3. Major retailer requirement
Coles, Woolworths, Bunnings, Costco, Amazon Vendor — they all require EDI compliance, specific palletisation, ASN documents, and labelling that's difficult to do in-house without dedicated logistics expertise. The first chargeback ($800–$2,500 per non-compliance event) usually wipes out any in-house cost saving for the year. See: Coles supplier requirements.

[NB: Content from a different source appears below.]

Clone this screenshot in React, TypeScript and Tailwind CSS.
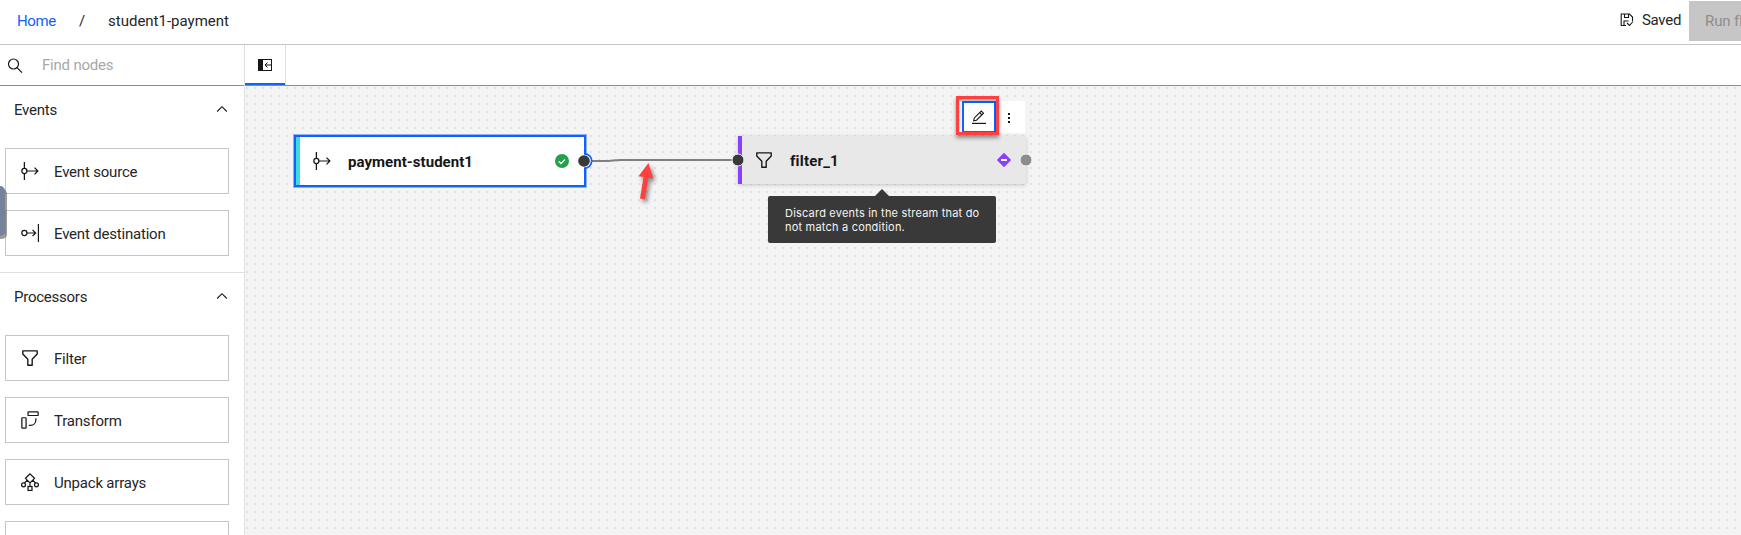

4. Founders who hate fulfilment
Underrated criterion. If you genuinely don't enjoy operations and you're spending 15+ hours/week on it, you're paying yourself $35–$80/hour to do work you'd rather not do. A 3PL at $0.50–$2.00/order more than in-house buys back the highest-leverage hours of your week. Brands that outsource for this reason tend to grow faster — not because the 3PL is better, but because the founder is back working on the business.
The hybrid model.
Many growing brands run hybrid for 12–24 months: in-house for one segment, 3PL for another. It's underrated.
Common hybrid splits:
- DTC fast-movers at 3PL, slow-movers in-house. 80/20 of SKUs drive 80%+ of orders. Move the fast 20 SKUs to a 3PL; keep the long tail at home where storage is free and pick rates don't matter.
- Standard SKUs at 3PL, kits/subscription boxes in-house. 3PL kitting gets expensive at low volume. If your subscription is 200 boxes/month with 10 SKUs each, in-house often wins on the kits while 3PL handles the regular orders.
- DTC at 3PL, retail at 3PL, but bulk ad hoc in-house. Some brands keep large promotional shipments (influencer seedings, retail PR drops) in-house because they're irregular and easier to control directly.
The hybrid penalty is operational complexity — two systems, two inventory views, two sets of SLAs to manage. It's worth it when one channel has fundamentally different unit economics from another.
How brands actually decide.
In our experience auditing both sides — 47 contracts, plus dozens of in-house operations we've reviewed — the decision rarely follows the spreadsheet alone.
The four questions that matter most, in our experience:
- What is the founder's time worth right now? If you can deploy ten reclaimed hours/week toward $10k/month of new revenue, a 3PL pays for itself almost regardless of unit cost.
- Is the next 12-month volume curve up, flat, or seasonal? 3PLs absorb spikes; in-house caps. If you're going from 1,500 to 4,000 orders/month within 12 months, switch now.
- Does any single channel require compliance you don't have? Retail PO incoming, Amazon Vendor pivot, EU expansion — these often force the 3PL move regardless of cost.
- What's your contingency plan if your packer quits next week? In-house at solo-dependence is fragile. 3PLs have backup capacity built in.
Brands that get the decision wrong usually do so by underweighting #1 (their own time) or #4 (operational fragility). The cost-per-order spreadsheet is a starting point, not the answer.
Cite this page as: 3PL Compare. (2026). 3PL vs in-house fulfilment — Australian decision guide. Retrieved from https://3plcompare.com.au/3pl-vs-in-house-fulfilment
Frequently asked.
At what volume does outsourcing make sense?
1,500–2,000 orders per month is the typical break-even for AU DTC brands at this point in time. Above 2,000, 3PL economics win in most categories. Below 1,500, in-house is usually cheaper but watch for the four "3PL wins" criteria above.
Will a 3PL make my packaging cheaper?
Sometimes. 3PLs buy boxes and mailers in bulk and either pass the saving to you or include it in the pick rate. Specialised or branded packaging usually costs more at a 3PL than in-house because they have to set up dedicated handling. If unboxing is core to your brand, get explicit packaging cost quotes before signing.
What about international shipping?
3PLs can negotiate international rates better than most in-house operations. But if you're shipping significant volume into a single country (US, UK), a forward fulfilment hub in that country usually beats sending from Australia. See the international expansion section in our index.
How long does it take to switch?
The median brand we audit recoups switching cost in 38 days. The full transition (selecting a 3PL, integrating, transferring inventory, going live) usually runs 60 days. See our 60-day switching plan for the full timeline.